A crucial element of the security alliance between Manila and Washington, the VFA lays out rules for the deployment of U.S. troops in the Philippines. But it has also spurred opposition. Some view the accord as a symbol of the country’s continuing dependence on its former colonial overlord, and claim the VFA has allowed U.S. personnel to avoid punishment for crimes committed in the Philippines.
Lorenzana’s comments suggest that the beleaguered accord is likely to survive Duterte’s single term in office, after five years in which the leader has spurned the U.S. and steered his country’s foreign policy in China’s direction.

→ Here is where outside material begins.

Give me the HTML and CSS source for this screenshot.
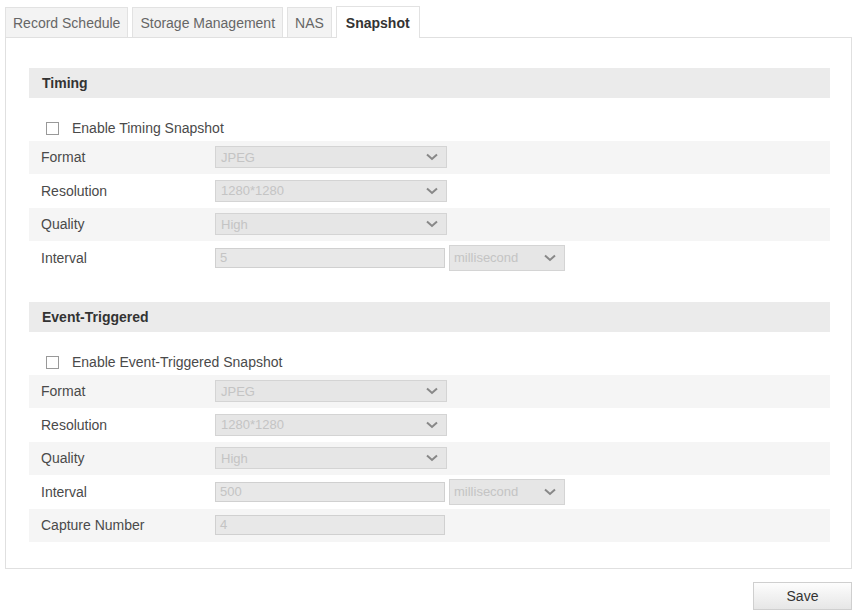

This has happened despite the fact that the Philippines has faced intensifying pressure from China, including its deployment of swarms of Chinese maritime militia vessels in disputed portions of the South China Sea. This is of course precisely the reason why the Philippine defense and foreign policymaking establishment wants the VFA to remain in place, and has fought to ensure that Duterte does not follow through on his threat to abrogate it completely.
The reported pending agreement thus reflects the strong incentive of officials in both Manila and Washington to ensure that the rudiments of the security alliance, which marks its 70th anniversary this year, survives the Duterte administration. It also suggests that once Duterte is out of office, U.S.-Philippine relations will return to their friendly historical norm.
The only catch is the approaching 2022 presidential election, and the array of Duterte allies lining up to succeed the 76-year-old leader. To be sure, the exact line-up of candidates remains unclear, and it has been unusual in recent Philippine history for a president to be followed by his or her anointed successor.
But Duterte is unusual in continuing to enjoy sky-high approval ratings. In October of last year, public opinion polling by the local outfit Social Weather Stations found that the Philippine leader enjoyed an approval rating of 91 percent, which the Inquirer described as “a feat not seen since polling started in the post-Marcos era” in the late 1980s. Until the final votes are counted next May, the prospect of another six years of Duterte-style foreign policy will continue to hang over the U.S. alliance.